Walters insists that online polls would create less debate:  “Many people go to General Meetings and change their mind. [Online voters] would be less likely to listen to both sides of the argument.”
Jeremy Buck maintains that the debating element of the existing system would be preserved, as “formal debate events will happen each time the Union votes online.” The motion, if successful, promises that the Union “will actively support” exciting and engaging discussion.

Miles Battye, UMSU Student Activities Officer, commented that the lack of quorum in recent months has increased apathy among students who feel “disempowered.”

Despite raising concerns that a sense of the Union as a community might be lost by voting via the internet, Battye voiced his opposition to an “elitist” approach, which allowed those actively engaged with the Union to make decisions affecting the entire student body.

“People are frustrated that General Meetings are broken”, he said, continuing that online voting would offer the direct democracy that the Union strives for.

But there is concern that the proposals don’t allow for certain key democratic functions to take place. Jess Bradley, a second-year student campaigning against online voting, said: “The power to ‘take parts’, to remove a small part of a motion that you mainly agree with and discuss it separately without throwing out the whole motion, will effectively be removed under the new proposals and so a reduction in democracy will take place.

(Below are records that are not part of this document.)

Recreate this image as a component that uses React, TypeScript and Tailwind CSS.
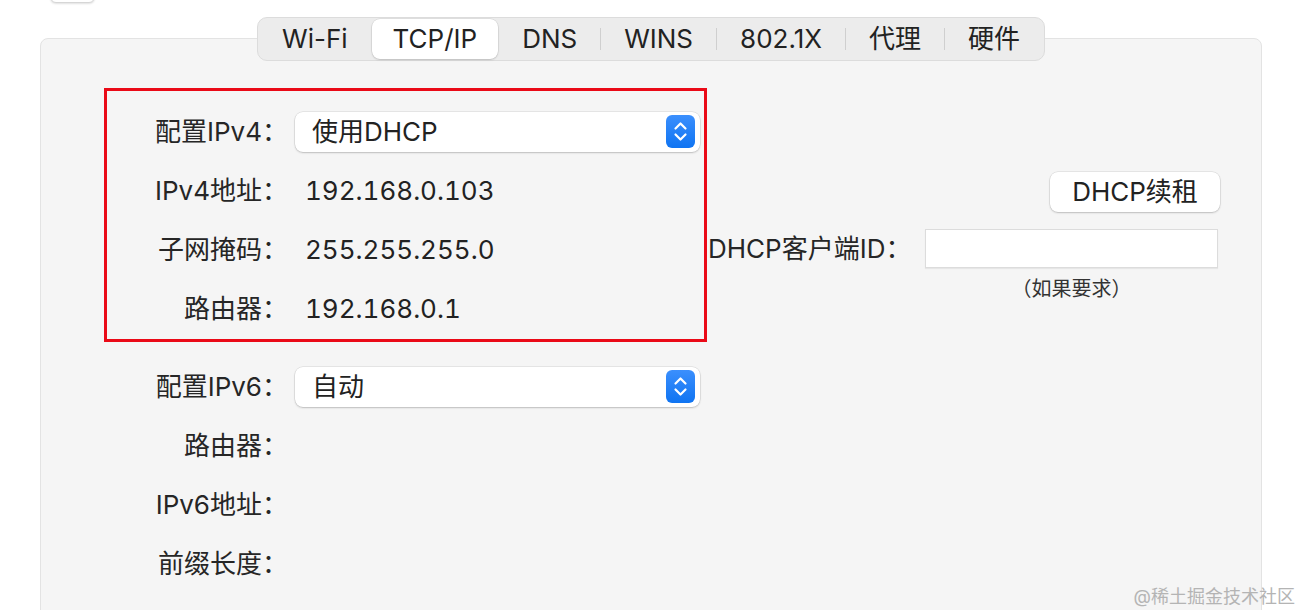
import React from "react";

const tabs = ["Wi-Fi", "TCP/IP", "DNS", "WINS", "802.1X", "代理", "硬件"];
const selected = 1;

function Stepper() {
  return (
    <svg width="29" height="33" viewBox="0 0 29 33" className="shrink-0">
      <defs>
        <linearGradient id="stepg" x1="0" y1="0" x2="0" y2="1">
          <stop offset="0" stopColor="#3b8ffd" />
          <stop offset="1" stopColor="#0f74f2" />
        </linearGradient>
      </defs>
      <rect x="0" y="0" width="29" height="33" rx="6" fill="url(#stepg)" />
      <path d="M9.5 13.5 L14.5 8.5 L19.5 13.5" fill="none" stroke="#fff" strokeWidth="2.2" strokeLinecap="round" strokeLinejoin="round" />
      <path d="M9.5 19.5 L14.5 24.5 L19.5 19.5" fill="none" stroke="#fff" strokeWidth="2.2" strokeLinecap="round" strokeLinejoin="round" />
    </svg>
  );
}

function Select({ value }: { value: string }) {
  return (
    <div className="flex h-[40px] w-[405px] items-center justify-between rounded-[8px] bg-white pl-[17px] pr-[5px] shadow-[0_0_0_0.5px_rgba(0,0,0,0.12),0_1px_2px_rgba(0,0,0,0.18)]">
      <span>{value}</span>
      <Stepper />
    </div>
  );
}

function Row({ label, children }: { label: string; children?: React.ReactNode }) {
  return (
    <div className="flex h-[59px] items-center gap-[7px]">
      <div className="w-[181px] shrink-0 text-right text-[#262626]">{label}</div>
      <div className="flex w-[405px] items-center">{children}</div>
    </div>
  );
}

function Value({ children }: { children: React.ReactNode }) {
  return <span className="pl-[10px] tabular-nums">{children}</span>;
}

export default function App() {
  return (
    <div className="relative h-[610px] w-[1302px] overflow-hidden bg-white font-['Inter','Noto_Sans_CJK_SC',sans-serif] text-[26px] leading-none text-[#222]">
      <div className="-mt-[17px] ml-[50px] h-[20px] w-[45px] rounded-[6px] border border-[#d6d6d6] bg-white shadow-[0_1px_2px_rgba(0,0,0,0.12)]" />
      <div className="mt-[14px] flex flex-col items-center">
        <div className="relative z-10 flex h-[44px] items-center rounded-[10px] border border-[#dcdcdc] bg-[#ececec] p-[1px]">
          {tabs.map((t, i) => (
            <React.Fragment key={t}>
              {i > 0 && (
                <div
                  className={
                    i === selected || i - 1 === selected
                      ? "h-[22px] w-[1px]"
                      : "h-[22px] w-[1px] bg-[#cfcfcf]"
                  }
                />
              )}
              <div
                className={
                  i === selected
                    ? "flex h-[40px] items-center rounded-[8px] bg-white px-[21px] shadow-[0_0_0_0.5px_rgba(0,0,0,0.1),0_1px_2px_rgba(0,0,0,0.15)]"
                    : "flex h-[40px] items-center px-[23px]"
                }
              >
                {t}
              </div>
            </React.Fragment>
          ))}
        </div>
        <div className="-mt-[23px] h-[600px] w-[1222px] rounded-[8px] border border-[#e3e3e3] bg-[#f5f5f5] pl-[63px] pr-[41px] pt-[49px]">
          <div className="flex">
            <div className="h-[254px] w-[603px] shrink-0 border-[3px] border-[#ea0a17] pt-[11px]">
              <Row label="配置IPv4：">
                <Select value="使用DHCP" />
              </Row>
              <Row label="IPv4地址：">
                <Value>192.168.0.103</Value>
              </Row>
              <Row label="子网掩码：">
                <Value>255.255.255.0</Value>
              </Row>
              <Row label="路由器：">
                <Value>192.168.0.1</Value>
              </Row>
            </div>
            <div className="flex flex-1 flex-col">
              <div className="mt-[84px] flex h-[40px] w-[170px] items-center justify-center self-end rounded-[8px] bg-white shadow-[0_0_0_0.5px_rgba(0,0,0,0.12),0_1px_2px_rgba(0,0,0,0.18)]">
                DHCP续租
              </div>
              <div className="mt-[17px] flex items-center justify-between pl-[1px] pr-[2px]">
                <span className="text-[#262626]">DHCP客户端ID：</span>
                <div className="h-[39px] w-[293px] border border-[#dcdcdc] bg-white shadow-[0_1px_1px_rgba(0,0,0,0.06)]" />
              </div>
              <div className="mr-[2px] mt-[11px] w-[293px] self-end text-center text-[20px] text-[#333]">
                （如果要求）
              </div>
            </div>
          </div>
          <div className="mt-[15px] pl-[3px]">
            <Row label="配置IPv6：">
              <Select value="自动" />
            </Row>
            <Row label="路由器：" />
            <Row label="IPv6地址：" />
            <Row label="前缀长度：" />
          </div>
        </div>
      </div>
      <div className="absolute bottom-[4px] right-[7px] text-[18px] text-[#b4b4b4]">
        @稀土掘金技术社区
      </div>
    </div>
  );
}
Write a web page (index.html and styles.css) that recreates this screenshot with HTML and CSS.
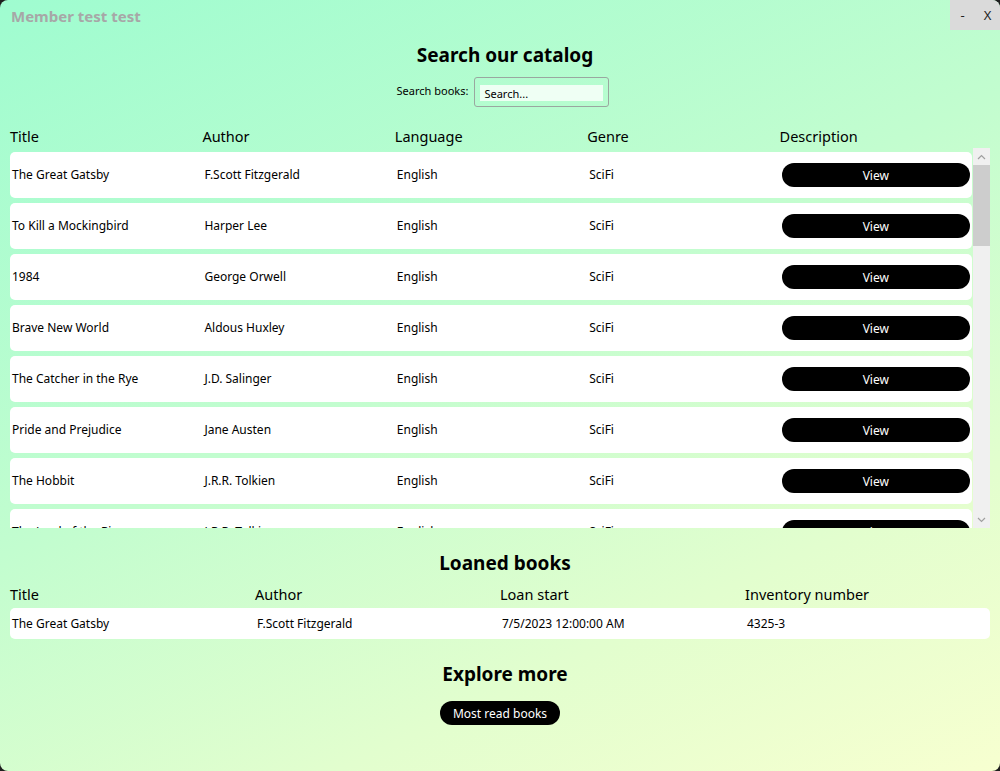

“I think that on paper, online GM’s could be a good thing, it’s just these particular proposals that have huge holes in them.”

The effects of online polls on voter turnout are still unclear. Walters said it could lead to a decrease in participation, citing a 16 per cent drop in 2009 when voting for Executive and Council members shifted to the internet.

However, the General Secretary of the London School of Economics Student’s Union (LSESU), which moved to online voting in September, warned that online voting produced conflicting outcomes. While it had undoubtedly increased turnout in online polls, it had “stifled engagement” as fewer people attended the General Meeting discussions.

There was a malaise surrounding union politics, the LSESU’s Charlotte Gerada said, but if a cultural shift was encouraged, more people would participate. Hinting that a more effective forum for debate could be found online, she commented that face-to-face debates at General Meetings were often divisive, “taking several weeks for the union to recover.”

Leeds University’s Students’ Union has adopted a similar method for union voting. Their Activities Officer emphasised that “having an online element means less engaged students can keep tabs” on the Union.

Despite energetic and deeply polarised campaigns by both those supporting and opposing the motion, there have been claims of impartiality. One student involved in the campaign, who spoke to The Mancunion anonymousely, claimed that last Wednesday’s General Meeting had been “massively under promoted” so as to make the current procedure appear obsolete, in order to shore up support for the online alternative.